Karrin looked about him, his fury artfully concealed beneath a rigid, we-must-be-patient smirk. The other workers in the ground, some of them poised in mid-step after having started to the rescue, were looking embarrassed and quickly turned to resume their games. The sounds of bowling and fencing and tennis and swimming drove away the silence, and the odd patois of multi-specied mechanics and technicians swelled up like jungle chatter.
Karrin put his hand on Rhiannon's sleeve and walked the big man into the vast quiet of Bed 52. Atoms came after them, wagging almost everything but his head which arrowed straight and true after the giant figure.

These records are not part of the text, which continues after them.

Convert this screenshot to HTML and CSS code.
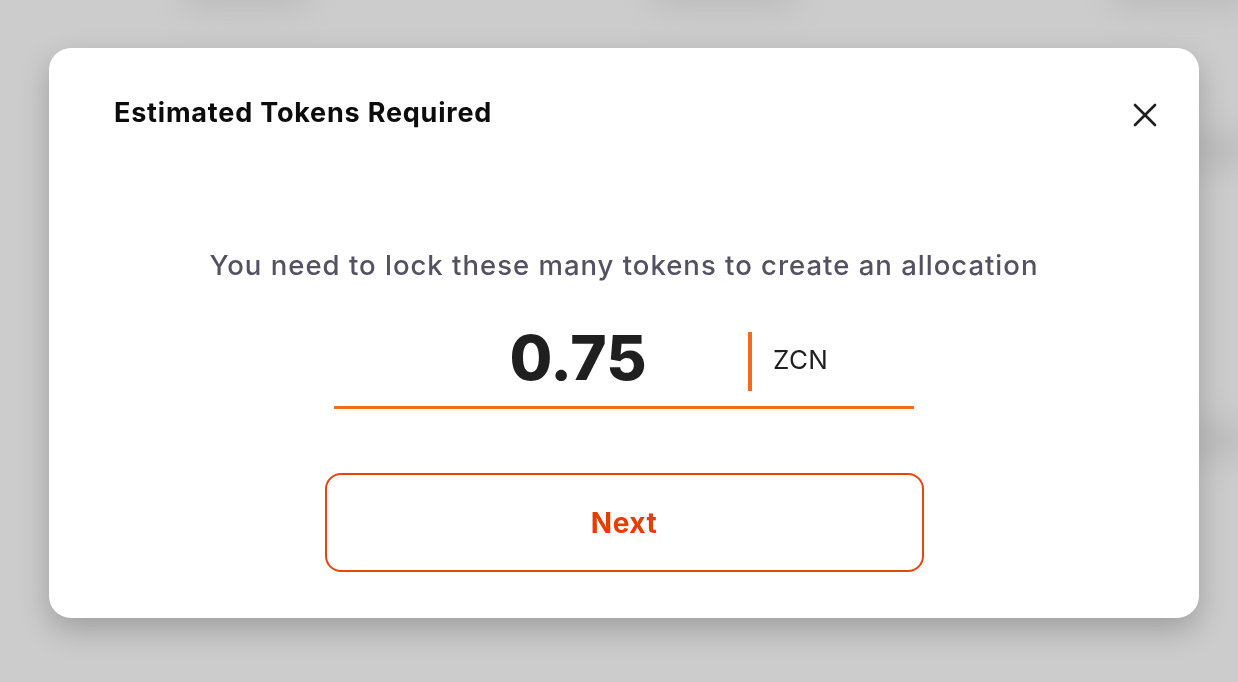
FILE: index.html
```html
<!DOCTYPE html>
<html>
<head>
<meta charset="utf-8">
<link rel="stylesheet" href="styles.css">
</head>
<body>
<div class="backdrop">
  <div class="ghost g1"></div>
  <div class="ghost g2"></div>
  <div class="ghost g3"></div>
  <div class="ghost g4"></div>
  <div class="ghost g5"></div>
</div>
<div class="modal">
  <div class="header">
    <h2 class="title">Estimated Tokens Required</h2>
    <button class="close" aria-label="Close">
      <svg width="26" height="26" viewBox="0 0 26 26"><path d="M3 3L23 23M23 3L3 23" stroke="#1d1d22" stroke-width="2.6" stroke-linecap="round"/></svg>
    </button>
  </div>
  <div class="body">
    <p class="lead">You need to lock these many tokens to create an allocation</p>
    <div class="amount-field">
      <div class="amount">0.75</div>
      <div class="divider"></div>
      <div class="unit">ZCN</div>
    </div>
    <button class="next">Next</button>
  </div>
</div>
</body>
</html>
```
FILE: styles.css
```css
html, body {
  margin: 0;
  padding: 0;
}
body {
  width: 1238px;
  height: 682px;
  overflow: hidden;
  background: #cccccc;
  font-family: Inter, "Noto Sans", sans-serif;
  position: relative;
}
.backdrop {
  position: absolute;
  inset: 0;
  filter: blur(14px);
}
.ghost {
  position: absolute;
  background: #bdbdbd;
  border-radius: 20px;
}
.g1 { left: 180px; top: -30px; width: 130px; height: 40px; }
.g2 { left: 650px; top: -30px; width: 150px; height: 40px; }
.g3 { left: 1110px; top: -30px; width: 140px; height: 40px; }
.g4 { left: 1190px; top: 130px; width: 60px; height: 40px; }
.g5 { left: 1190px; top: 420px; width: 60px; height: 40px; }
.modal {
  position: relative;
  margin: 48px 0 0 49px;
  width: 1150px;
  height: 570px;
  background: #ffffff;
  border-radius: 22px;
  box-shadow: 0 12px 30px rgba(0, 0, 0, 0.22);
  display: flex;
  flex-direction: column;
}
.header {
  display: flex;
  align-items: center;
  justify-content: space-between;
  padding: 48px 37px 0 65px;
  height: 34px;
}
.title {
  margin: 0;
  font-size: 27px;
  line-height: 34px;
  font-weight: 700;
  letter-spacing: 0.8px;
  color: #0c0c0c;
}
.close {
  border: 0;
  background: none;
  padding: 0;
  width: 34px;
  height: 34px;
  margin-top: 4px;
  display: flex;
  align-items: center;
  justify-content: center;
  cursor: pointer;
}
.body {
  display: flex;
  flex-direction: column;
  align-items: center;
  padding-top: 118px;
}
.lead {
  margin: 0;
  font-size: 27.5px;
  line-height: 34px;
  font-weight: 500;
  letter-spacing: 1px;
  color: #545260;
}
.amount-field {
  margin-top: 50px;
  width: 580px;
  height: 74px;
  border-bottom: 3px solid #f36b1c;
  display: grid;
  grid-template-columns: 414px 4px 1fr;
  align-items: start;
}
.amount {
  font-size: 62px;
  font-weight: 800;
  color: #1f1f1f;
  text-align: center;
  line-height: 52px;
  padding-left: 74px;
}
.divider {
  height: 59px;
  background: #f36b1c;
}
.unit {
  font-size: 26px;
  color: #1f1f1f;
  padding-left: 21px;
  letter-spacing: 0.4px;
  line-height: 56px;
}
.next {
  margin-top: 64px;
  width: 599px;
  height: 99px;
  border: 2px solid #e8440d;
  border-radius: 16px;
  background: #ffffff;
  color: #e43f00;
  font-family: Inter, "Noto Sans", sans-serif;
  font-size: 28px;
  font-weight: 700;
  letter-spacing: 0.5px;
  cursor: pointer;
}
```
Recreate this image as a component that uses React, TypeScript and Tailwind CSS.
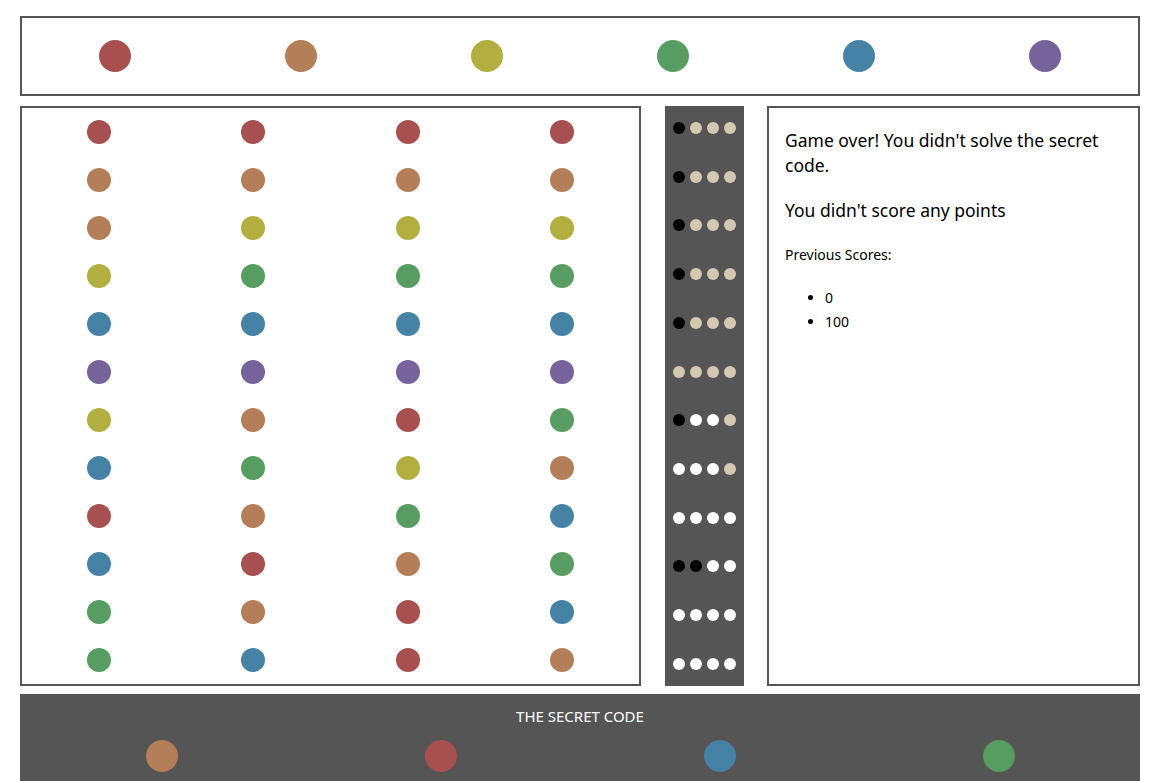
import React from "react";

const C: Record<string, string> = {
  R: "bg-[#a85050]",
  O: "bg-[#b47e59]",
  Y: "bg-[#b3ae40]",
  G: "bg-[#579c60]",
  B: "bg-[#4682a6]",
  P: "bg-[#77639b]",
};

const F: Record<string, string> = {
  k: "bg-black",
  t: "bg-[#d5c8b2]",
  w: "bg-white",
};

const rows = [
  "RRRR",
  "OOOO",
  "OYYY",
  "YGGG",
  "BBBB",
  "PPPP",
  "YORG",
  "BGYO",
  "ROGB",
  "BROG",
  "GORB",
  "GBRO",
];

const feedback = [
  "kttt",
  "kttt",
  "kttt",
  "kttt",
  "kttt",
  "tttt",
  "kwwt",
  "wwwt",
  "wwww",
  "kkww",
  "wwww",
  "wwww",
];

export default function App() {
  return (
    <div
      className="w-[1151px] h-[781px] overflow-hidden bg-white pl-[20px] pr-[11px] pt-[16px]"
      style={{ fontFamily: '"Noto Sans", "Open Sans", sans-serif' }}
    >
      {/* palette */}
      <div className="h-[80px] border-2 border-[#555555] flex items-center">
        {["R", "O", "Y", "G", "B", "P"].map((c) => (
          <div key={c} className="flex-1 flex justify-center">
            <div className={`w-[32px] h-[32px] rounded-full ${C[c]}`} />
          </div>
        ))}
      </div>

      <div className="mt-[10px] flex h-[580px]">
        {/* board */}
        <div className="w-[621px] border-2 border-[#555555] flex flex-col">
          {rows.map((r, i) => (
            <div key={i} className="h-[48px] flex items-center">
              {r.split("").map((c, j) => (
                <div key={j} className="flex-1 flex justify-center">
                  <div className={`w-[24px] h-[24px] rounded-full ${C[c]}`} />
                </div>
              ))}
            </div>
          ))}
        </div>

        {/* feedback */}
        <div className="ml-[24px] w-[79px] bg-[#555555] flex flex-col justify-between py-[16px] px-[8px]">
          {feedback.map((r, i) => (
            <div key={i} className="flex gap-[5px]">
              {r.split("").map((c, j) => (
                <div key={j} className={`w-[12px] h-[12px] rounded-full ${F[c]}`} />
              ))}
            </div>
          ))}
        </div>

        {/* info */}
        <div className="ml-[23px] flex-1 border-2 border-[#555555] px-[16px] pt-[20px] text-black">
          <p className="text-[17.5px] leading-[25px]">
            Game over! You didn't solve the secret code.
          </p>
          <p className="text-[17.5px] leading-[25px] mt-[20px]">You didn't score any points</p>
          <p className="text-[14px] leading-[20px] mt-[22px]">Previous Scores:</p>
          <ul className="mt-[21px] list-disc pl-[40px] text-[14px] leading-[24px]">
            <li>0</li>
            <li>100</li>
          </ul>
        </div>
      </div>

      {/* secret code */}
      <div className="mt-[8px] bg-[#555555] h-[120px] pt-[12px] px-[2px]">
        <div className="text-center text-white text-[15px] leading-[20px]">THE SECRET CODE</div>
        <div className="flex mt-[14px]">
          {["O", "R", "B", "G"].map((c) => (
            <div key={c} className="flex-1 flex justify-center">
              <div className={`w-[32px] h-[32px] rounded-full ${C[c]}`} />
            </div>
          ))}
        </div>
      </div>
    </div>
  );
}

When he was paid no attention, however, he sulked over to his box and lay down and was immediately asleep. "Sergeant" Atoms would have been a poor choice to stand guard duty--he had been known to sleep the clock around, silent and unmoving. Great boats had been lifted from the cradles above him and others put into their place, and Atoms had dreamed on and on. And on.
Rhiannon started to apologize again.
"That's perfectly all right, soldier," Karrin said smoothly. "Commendable attitude!" He led the way past the cradles toward the rear of the Bed. "You want to help win the war, don't you?"
"Yes, yes," Rhiannon groaned.
Karrin beamed his approval. "Well, now, you may be able to do just that, my boy! How would you like to be--"
"I was exploring Polaris, sir." Rhiannon's tones were suddenly vacant. "The people there got three hea--" and the latter part of the word remained unspoken, forgotten.
Karrin's smile wavered. They had halted by a freight entrance opening onto the green-carpeted rear grounds. He drew the big man closer to him and snapped his words like a whip.
That tore through Rhiannon's fog and he reacted. He straightened his seventy nine inches into the position of attention. "I'd like nothing better, sir," he said.